2017 yılında İstanbul üzerine söyledikleri, işte bu bir elin parmaklarını geçmeyen özeleştirilerinden biriydi:
“Kadim şehirlerin en önemli güzelliği, ana karakterlerini kaybetmeden yeniyi bünyelerinde eritmesi, özlerinden katarak yeniden yoğurmasıdır. İstanbul bu açıdan gerçekten müstesna bir şehirdir. Ama biz bu şehrin kıymetini bilmedik, biz bu şehre ihanet ettik, hala da ihanet ediyoruz, ben de bundan sorumluyum.”
İstanbul, tarihi, konumu ve barındırdığı güzelliklerle gören herkeste hayranlık uyandıran dünyanın sayılı şehirlerinden biri.
Erdoğan bu şehre belediye başkanı seçildiğinde, seçmenleri arasında yer alan önemli bir kesim tarafından İstanbul’u tekrar fetheden komutan olarak görülmüştü.
Seçimden sonraki kutlamalara, sloganlara, pankartlara ve demeçlere bakıldığında İstanbul “kafir”lerin elinden tekrar alınıyordu.
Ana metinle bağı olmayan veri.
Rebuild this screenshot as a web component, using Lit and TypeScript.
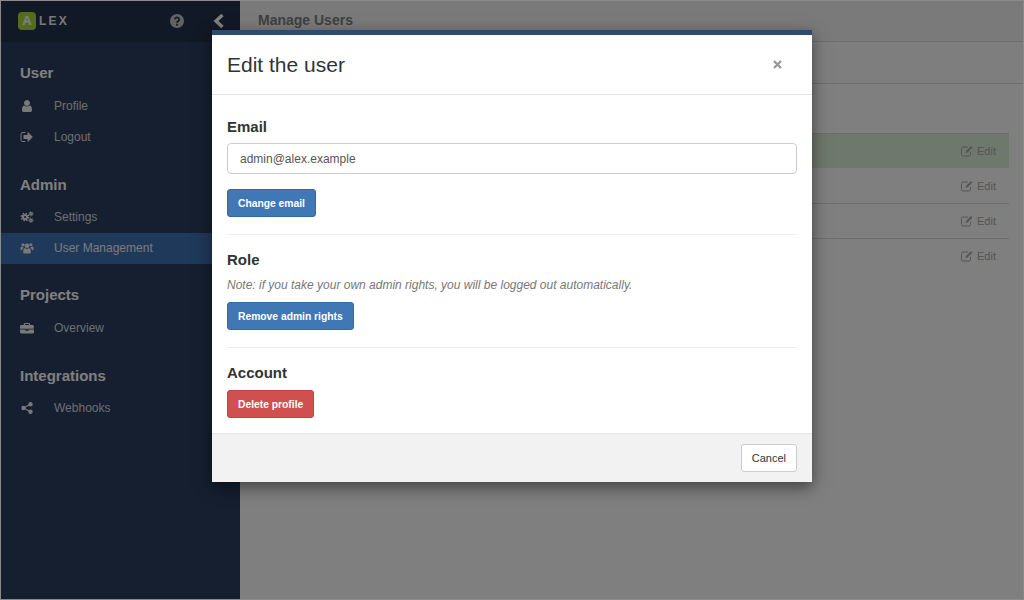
import { LitElement, css, html, svg } from "lit";
import { customElement } from "lit/decorators.js";

const ICONS: Record<string, any> = {
  user: svg`<path d="M1536 1399q0 109-62.500 187t-150.500 78h-854q-88 0-150.500-78t-62.500-187q0-85 8.500-160.500t31.500-152 58.500-131 94-89 134.500-34.500q131 128 313 128t313-128q76 0 134.500 34.500t94 89 58.500 131 31.500 152 8.500 160.500zm-256-887q0 159-112.500 271.500t-271.500 112.500-271.500-112.500-112.500-271.500 112.500-271.500 271.500-112.500 271.500 112.500 112.500 271.500z"/>`,
  logout: svg`<path d="M704 1440q0 4 1 20t.5 26.500-3 23.500-10 19.500-20.500 6.500h-320q-119 0-203.500-84.500t-84.500-203.500v-704q0-119 84.500-203.500t203.500-84.500h320q13 0 22.500 9.500t9.500 22.500q0 4 1 20t.5 26.500-3 23.500-10 19.500-20.500 6.500h-320q-66 0-113 47t-47 113v704q0 66 47 113t113 47h312l11.500 1 11.500 3 8 5.500 7 9 2 13.500zm928-544q0 26-19 45l-544 544q-19 19-45 19t-45-19-19-45v-288h-448q-26 0-45-19t-19-45v-384q0-26 19-45t45-19h448v-288q0-26 19-45t45-19 45 19l544 544q19 19 19 45z"/>`,
  cogs: svg`<g fill="none" stroke="currentColor"><circle cx="640" cy="900" r="270" stroke-width="260"/><circle cx="640" cy="900" r="480" stroke-width="170" stroke-dasharray="190 187"/><circle cx="1400" cy="480" r="150" stroke-width="170"/><circle cx="1400" cy="480" r="280" stroke-width="110" stroke-dasharray="110 110"/><circle cx="1400" cy="1310" r="150" stroke-width="170"/><circle cx="1400" cy="1310" r="280" stroke-width="110" stroke-dasharray="110 110"/></g>`,
  users: svg`<circle cx="896" cy="620" r="290"/><circle cx="400" cy="480" r="200"/><circle cx="1392" cy="480" r="200"/><path d="M420 1500v-260q0-290 220-340 120 110 256 110t256-110q220 50 220 340v260q0 90-90 90H510q-90 0-90-90z"/><path d="M60 1090V910q0-170 130-200 90 60 210 60 10 60 60 120-170 60-200 290H130q-70 0-70-90zM1732 1090V910q0-170-130-200-90 60-210 60-10 60-60 120 170 60 200 290h130q70 0 70-90z"/>`,
  briefcase: svg`<path d="M640 256h512q53 0 90 37t38 91v124h320q66 0 113 47t47 113v336H0V668q0-66 47-113t113-47h320V384q0-54 38-91t122-37zm0 128v124h512V384H640zM0 1100h704v128q0 26 19 45t45 19h256q26 0 45-19t19-45v-128h704v336q0 66-47 113t-113 47H160q-66 0-113-47T0 1436v-336zM832 1100h128v128H832v-128z"/>`,
  share: svg`<circle cx="1340" cy="420" r="280"/><circle cx="1340" cy="1370" r="280"/><circle cx="450" cy="896" r="280"/><path d="M450 896L1340 420M450 896L1340 1370" stroke="currentColor" stroke-width="150" fill="none"/>`,
};

@customElement("app-root")
export class AppRoot extends LitElement {
  static styles = css`
    :host {
      display: block;
      position: relative;
      width: 1024px;
      height: 600px;
      overflow: hidden;
      font-family: "Liberation Sans", Arial, sans-serif;
      font-size: 12px;
      color: #333;
      background: #fff;
    }
    .page {
      display: flex;
      height: 600px;
    }
    .sidebar {
      width: 240px;
      flex: none;
      background: #2b3f5e;
      color: #dfe3e8;
    }
    .brand {
      height: 42px;
      background: #22324d;
      display: flex;
      align-items: center;
      padding-left: 18px;
      box-sizing: border-box;
    }
    .logo-mark {
      width: 18px;
      height: 18px;
      border-radius: 4px;
      background: #aad83c;
      color: #fff;
      font-weight: 700;
      font-size: 13px;
      line-height: 18px;
      text-align: center;
    }
    .logo-text {
      margin-left: 3px;
      width: 34px;
      font-weight: 700;
      font-size: 12px;
      letter-spacing: 2.200px;
      color: #f0f0f0;
    }
    .help {
      margin-left: 97px;
      width: 14px;
      height: 14px;
      color: #c4c4c4;
    }
    .collapse {
      margin-left: 29px;
      width: 12px;
      height: 16px;
      color: #fff;
    }
    .nav {
      padding-top: 19px;
      display: flex;
      flex-direction: column;
      gap: 20.500px;
    }
    .nav section:nth-child(3) {
      margin-top: -1px;
    }
    .nav h3 {
      margin: 0 0 5px;
      padding-left: 20px;
      font-size: 15px;
      line-height: 24px;
      font-weight: 700;
      color: #fff;
    }
    .item {
      display: flex;
      align-items: center;
      height: 31px;
      padding-left: 20px;
      color: #d8dce2;
    }
    .item.active {
      background: #3e72b4;
      color: #f4f4f4;
    }
    .item svg {
      width: 14px;
      height: 14px;
      fill: #f2f2f2;
      color: #f2f2f2;
      flex: none;
      margin-right: 20px;
    }
    .content {
      flex: 1;
    }
    .title-bar {
      height: 41px;
      border-bottom: 1px solid #ddd;
      padding-left: 18px;
      font-size: 14px;
      font-weight: 700;
      line-height: 40px;
      color: #808080;
      background: #f4f4f4;
    }
    .tab-bar {
      height: 41px;
      border-bottom: 1px solid #ddd;
      background: #fcfcfc;
    }
    .users {
      margin: 49px 15px 0;
    }
    .row {
      height: 35px;
      box-sizing: border-box;
      border-top: 1px solid #d8d8d8;
      display: flex;
      align-items: center;
      justify-content: flex-end;
      padding-right: 13px;
      font-size: 11px;
      color: #aaa;
    }
    .row.current {
      background: #dff0d8;
    }
    .row.current + .row {
      border-top: 0;
    }
    .row svg {
      width: 12px;
      height: 12px;
      margin-right: 4px;
    }
    .backdrop {
      position: absolute;
      inset: 0;
      background: rgba(0, 0, 0, 0.5);
      border: 1px solid #8a8a8a;
      box-sizing: border-box;
    }
    .modal {
      position: absolute;
      top: 30px;
      left: 212px;
      width: 600px;
      box-sizing: border-box;
      background: #fff;
      border-top: 5px solid #2c4a73;
      box-shadow: 0 5px 15px rgba(0, 0, 0, 0.5);
    }
    .modal-header {
      display: flex;
      align-items: center;
      justify-content: space-between;
      height: 60px;
      box-sizing: border-box;
      padding: 0 30px 0 15px;
      border-bottom: 1px solid #e5e5e5;
    }
    .modal-header h2 {
      margin: 0;
      font-size: 21px;
      font-weight: 400;
      color: #333;
    }
    .close {
      width: 9px;
      height: 9px;
      color: #999;
    }
    .modal-body {
      padding: 22px 15px 15px;
    }
    .modal-body h4 {
      margin: 0;
      font-size: 15px;
      line-height: 20px;
      font-weight: 700;
      color: #333;
    }
    .email {
      display: block;
      width: 100%;
      box-sizing: border-box;
      height: 31px;
      margin: 6px 0 15px;
      padding: 0 12px;
      border: 1px solid #ccc;
      border-radius: 4px;
      font: 12px "Liberation Sans", Arial, sans-serif;
      color: #555;
      line-height: 29px;
    }
    hr {
      border: 0;
      border-top: 1px solid #eee;
      margin: 17px 0 15px;
    }
    .note {
      margin: 8px 0 10px;
      font-style: italic;
      line-height: 14px;
      color: #777;
    }
    .account {
      margin-bottom: 7px !important;
    }
    .btn {
      display: block;
      height: 28px;
      box-sizing: border-box;
      padding: 0 10px;
      border: 1px solid #2e6da4;
      border-radius: 3px;
      background: #3f78b5;
      color: #fff;
      font: 700 10.300px "Liberation Sans", Arial, sans-serif;
    }
    .btn.danger {
      background: #d0504f;
      border-color: #c9423f;
    }
    .btn.plain {
      background: #fff;
      border-color: #ccc;
      color: #333;
      font-weight: 400;
      font-size: 11px;
    }
    .modal-footer {
      display: flex;
      justify-content: flex-end;
      padding: 10px 15px;
      background: #f2f2f2;
      border-top: 1px solid #e5e5e5;
    }
  `;

  private navItem(icon: string, label: string, active = false) {
    return html`<div class="item ${active ? "active" : ""}">
      <svg viewBox="0 0 1792 1792">${ICONS[icon]}</svg>${label}
    </div>`;
  }

  private userRow(current = false) {
    return html`<div class="row ${current ? "current" : ""}">
      <svg viewBox="0 0 12 12" fill="none" stroke="currentColor">
        <path d="M9.500 7v2.500a1.500 1.500 0 0 1-1.500 1.500H2a1.500 1.500 0 0 1-1.500-1.500V3.500A1.500 1.500 0 0 1 2 2h5" stroke-width="1"/>
        <path d="M4.500 8l.5-2L10 1l1.500 1.500L6.500 7.500z" fill="currentColor" stroke="none"/>
      </svg>Edit
    </div>`;
  }

  render() {
    return html`
      <div class="page">
        <aside class="sidebar">
          <div class="brand">
            <span class="logo-mark">A</span>
            <span class="logo-text">LEX</span>
            <svg class="help" viewBox="0 0 14 14">
              <circle cx="7" cy="7" r="7" fill="currentColor"/>
              <path d="M4.800 5.400a2.200 2 0 1 1 3.300 1.800c-.8.5-1.100.8-1.100 1.600" fill="none" stroke="#22324d" stroke-width="1.700"/>
              <rect x="6.100" y="9.800" width="1.800" height="1.800" fill="#22324d"/>
            </svg>
            <svg class="collapse" viewBox="0 0 12 16">
              <path d="M9.500 2L3 8l6.500 6" fill="none" stroke="currentColor" stroke-width="3.400"/>
            </svg>
          </div>
          <nav class="nav">
            <section>
              <h3>User</h3>
              ${this.navItem("user", "Profile")}
              ${this.navItem("logout", "Logout")}
            </section>
            <section>
              <h3>Admin</h3>
              ${this.navItem("cogs", "Settings")}
              ${this.navItem("users", "User Management", true)}
            </section>
            <section>
              <h3>Projects</h3>
              ${this.navItem("briefcase", "Overview")}
            </section>
            <section>
              <h3>Integrations</h3>
              ${this.navItem("share", "Webhooks")}
            </section>
          </nav>
        </aside>
        <main class="content">
          <div class="title-bar">Manage Users</div>
          <div class="tab-bar"></div>
          <div class="users">
            ${this.userRow(true)} ${this.userRow()} ${this.userRow()} ${this.userRow()}
          </div>
        </main>
      </div>
      <div class="backdrop"></div>
      <div class="modal">
        <div class="modal-header">
          <h2>Edit the user</h2>
          <svg class="close" viewBox="0 0 9 9">
            <path d="M1 1l7 7M8 1L1 8" stroke="currentColor" stroke-width="2.400"/>
          </svg>
        </div>
        <div class="modal-body">
          <h4>Email</h4>
          <input class="email" .value=${"admin@alex.example"} />
          <button class="btn">Change email</button>
          <hr />
          <h4>Role</h4>
          <p class="note">Note: if you take your own admin rights, you will be logged out automatically.</p>
          <button class="btn">Remove admin rights</button>
          <hr />
          <h4 class="account">Account</h4>
          <button class="btn danger">Delete profile</button>
        </div>
        <div class="modal-footer">
          <button class="btn plain">Cancel</button>
        </div>
      </div>
    `;
  }
}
Bir başka deyişle Erdoğan, İslam peygamberinin övgüsüne mazhar olan ikinci komutan olarak selamlanıyor ve bu şekilde kamuoyuna sunuluyordu.
Erdoğan seçildiğinde bu düşüncede olanların, kendisinin yıllar sonraki itirafı karşısında ne düşündükleri merak konusudur.
İstanbul’u “fethettiği” için yüzyıllar öncesinden peygamberin övgüsünü alan biri İstanbul’a nasıl ihanet edebilir ve bunu seneler sonra da olsa nasıl itiraf edebilir? İhanet etmişse şehri “kafir”lerin elinden almasının ne anlamı kalır?
Bir başka açıdan düşünüldüğünde muhafazakâr bir liderin, vatandaşının can ve mal güvenliğine, tarihine, kültürüne en çok değer veren ve bunu koruyan siyasetçilerin başında gelmesi gerekmez mi?
Söz muhafazakâr geleneğe gelmişken Adnan Menderes’ten bahsetmemek olmaz. Tarihi dokuyu yok etmek pahasına İstanbul’u sözde imar eden ve tarihi birçok yapıda taş üstünde taş bırakmayan O’ydu. Sayesinde birçok eser ve bölge yerle bir olmuş ve kendisi bu yolla geçmişe olan saygısını da kanıtlamıştı!
İstanbul’u her geçen yıl biraz daha mahveden politikalar sonraki hükumetler döneminde de sürdü. Bir yandan kaçak yapılaşma artarken diğer yandan şehrin dokusu gün geçtikçe bozulmaya devam etti.
Özal iktidarında belediyelere imar yetkisi verilmesiyle ise iş iyice çığırından çıktı.
Ardından gelen Erdoğan’ın belediye başkanlığı ve başbakanlık yıllarıyla İstanbul, en sonunda bugünkü karmaşık, yozlaşmış ve çarpık haline büründü.
Savundukları görüşler ve durdukları konum bakımından büyük bir depremin beklendiği İstanbul’un üzerine titremesi gerekenler, art arda el birliğiyle şehrin canına okudular.
Görüldüğü gibi, para, rant ve koltuk sevdası söz konusu olduğunda insan hayatı, tarih ve kültür bu muhafazakar siyasi geleneğin umurunda bile değil.
Bunun acı sonuçlarını yaşamamak için depreme karşı bilimsel yöntemlerle önlem alacak bir anlayışın iş başında bulunması en önemli önceliğimiz olmalı. Aksi takdirde son depremde yaşanan kayıpların çok daha büyüğüyle karşı karşıya kalmamız hiç de azımsanmayacak bir olasılık olarak karşımızda duruyor.